“Meu
avô tinha um encantamento com as palavras. Eu fui aprendendo com ele
a cultivar esse encantamento.
Lembro
que na casa dele tinha uma copa muito grande. Ele ficava sentado na
ponta da mesa fazendo cigarros para o dia seguinte. Havia um Cristo
crucificado na parede. De vez em quando, ele levantava a cabeça e
falava para mim: “Sofreu, né? Sofreu demais. Sofreu tanto. Mas
morreu gordo, você não acha?”.
Era
toda uma trama que me deslocava. Já fui criado com a metáfora. Tive
uma infância junto com as metáforas. Outra coisa que me ajuda na
literatura é ter nascido de sete meses. Fui sempre muito fraquinho.

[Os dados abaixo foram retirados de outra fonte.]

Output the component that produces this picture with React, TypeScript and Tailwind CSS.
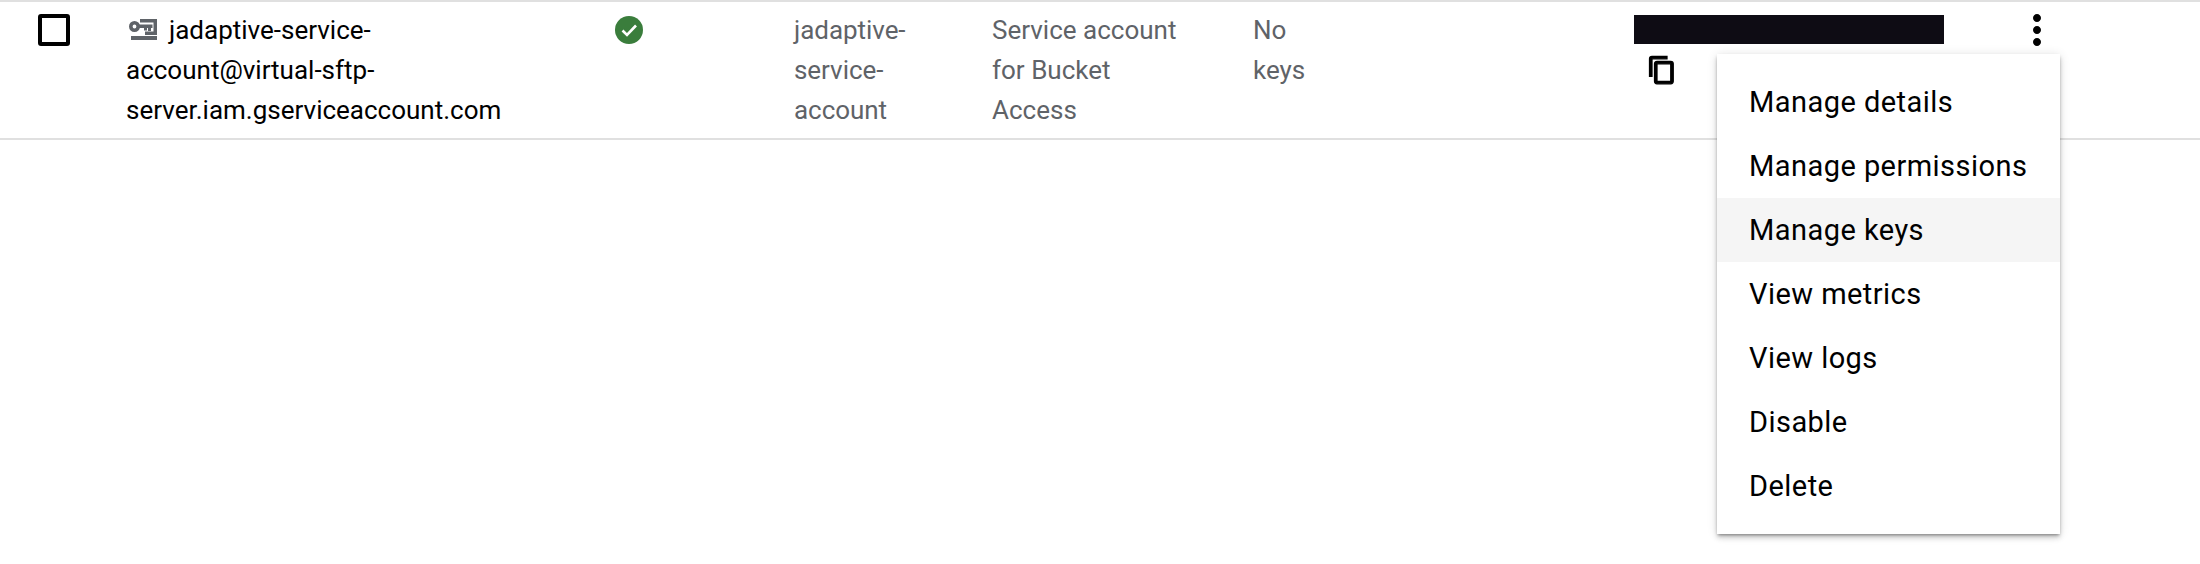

Era miúdo, fraco, tratado com cuidado. Quando adoecia, a mãe
chamava o médico por via de dúvida. Mas por via de dúvida, ela
mandava benzer; e por via de dúvida, acendia uma vela; e por via de
dúvida, me dava um chá e eu, então, melhorava por via de dúvida.
Depois,
cheguei a uma conclusão: Quem sabe as coisas faz livro didático e
quem não sabe faz literatura. Se você tem uma coisa a afirmar, você
não tem que fazer literatura. Literatura é uma conversa sobre as
dúvidas. É uma conversa sobre as delicadezas, sobre as faltas. Não
é uma conversa crua como desejam as ciências exatas. A literatura é
mais delicada. Ela trabalha com a dúvida, com as incertezas, com as
inseguranças, com as faltas, que são coisas que nos unem.
Tive
uma infância rica. Tive um avô e uma experiência muito boa com
ele. A minha mãe era uma leitora. Não havia em casa literatura
infantil. Eu lia os livros que a minha mãe lia: A toutinenegra do moinho (Emílio Richebourg), As mulheres de bronze (Xavier de Montépin).
Também
ficou uma coisa que hoje conto sem problemas. Quando a minha mãe
morreu, eu tinha seis para sete anos. Ela ficou doente por muitos
anos. Eu sempre a conheci um pouco doente. Minha mãe cantava muito
bonito, ela era soprano. Quando a dor era muito forte, quando a dor
pesava muito, sabíamos que a morfina não era suficiente, a minha
mãe cantava. Ela cantava umas cantigas de Carlos Gomes. A voz dela
atravessava a casa e o quintal. Então, a gente sabia que ela estava
com muita dor.
Outro
dia, estava pensando que eu também, quando dói muito, escrevo. É a
mesma coisa. Quando pesa muito, eu escrevo. Hoje, não fico na janela
como meu avô ficava. Mas fico o tempo todo em frente ao Windows. Trocamos
os lugares, mas continuamos na janela.”